Memorial Effort for Fallen Soldier Needs Community’s Help
TWIN FALLS, Idaho (KLIX) – The terrorist attacks of Sept. 11, 2001 affected people across the globe. Dan Brown was one of them.
“He had a lot of feelings about 911 and it influenced him quite a bit,” his father, Jerry Brown of Twin Falls, told News Radio 1310. “He joined the U.S. Army soon after graduation.”
Sgt. Dan Brown was a professional soldier, who served as a tank commander. He knew his job well. But that didn’t stop March 24, 2012 from happening. On that day more than four years ago, the aftermath of 911 further impacted the Brown family.
Two weeks before he was scheduled to return home from the war zones of Afghanistan – and just three months after his wife, Jordan, gave birth to twin daughters – Brown was killed in Kandahar province after enemy forces attacked his unit with an improvised explosive device.
“It’s been tough,” his dad said in a phone interview on Thursday, his voice choking with emotion. “It’s been really tough.”
About six months after that sad day, Jerry started working on a memorial to honor his son, as well as other fallen soldiers from Idaho. He hired an artist from Salt Lake City, Lena Toritch, and the soldier’s sculpture is mostly complete. In all, about 73 soldier names will be engraved on its wall. He’s paid for it himself, but needs some help getting it placed.
“I figure we’ll need about $20,000 to finish everything,” Jerry said, noting the plan is to place the memorial on Saturday, Nov. 12 – the day after Veteran’s Day – at the Gayle Forsyth Park in Jerome, where a young Dan Brown used to play.
There are several ways people can donate: through the CSI Foundation, a GoFundMe account, or by contacting friends of the family Jennifer Moss or Ryan Horsley.

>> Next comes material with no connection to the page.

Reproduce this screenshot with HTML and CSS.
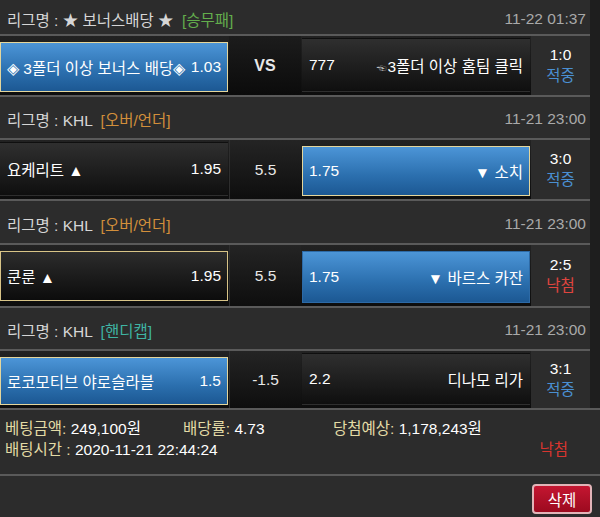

Horsley said he didn’t realize until recently that Jerry’s memorial efforts still needs money, so he’s been helping spread the word through social media and other avenues.
Brown grew up in Jerome, but his parents reside in Twin Falls. Horsley said involvement from both communities – and others that want to help – would be appreciated.
“He’s been doing everything on his own,” Horsley said, explaining that Jerry also is battling some health challenges. “It’s time for the community to step up and help.”
Jerry said he was diagnosed with a tumor in his eye, but during a routine checkup doctors found the cancer had spread to his liver.
“Don’t worry,” Jerry said. “I’m going to beat it.”
In the meantime, he will be holding a fundraising golf scrambler on Aug. 27 at the Jerome Golf Course. He’s also contacted Lowe's for help through its Heroes program. And Moss and Horsley are doing what they can to help raise enough money to place the memorial.
“I’m kind of kicking people in the pants,” said Horsley, who owns Red’s Trading Post in Twin Falls. He said Jerry and his wife, Becky, are not the kind of people who usually ask for help despite what they’ve been through and the health challenges Jerry is faced with now. “It’s time to roll up our sleeves because it’s the right thing to do. We need to help this man out and honor his son and our soldiers.
“I’m not a fundraiser at all,” Horsley continued, “but at the same time I’m like a bull in a China cabinet. I thought I could lean on some of our firearm manufacturers, list those guns online, and send the money to the CSI Foundation. … I just want people to step up.”
Money raised beyond what is needed for the memorial will be used to help Jerry with his cancer treatments, Horsley said. To donate, call Horsley at 733-3546, Moss at 324-1000, the CSI Foundation at 732-6245, or visit the Sgt. Dan Brown, Soldier Memorial GoFundMe account. You may also donate an old gun to Red’s and Horsley will try to sell it as part of the fundraising effort.
Before the interview ended with Jerry, he shared a story about his son:
“He once told a friend who asked why he stayed in the Army: ‘Well,’ he told her, ‘because I’m good at my job.’ I didn’t know what he meant until I saw another soldier who was given the Medal of Honor. He said he wasn’t scared to be in the military because he was good at his job. He was so well trained and knew what he was doing. That’s why he wasn’t afraid.
“It finally hit me,” Jerry said. “It wasn’t because Dan was a good sergeant or whatever, but because he was so well trained. He really loved doing it. I think that’s how all our soldiers feel. I think it’s kind of their motivation.
“And Dan loved people. That’s another reason he loved the military so much.”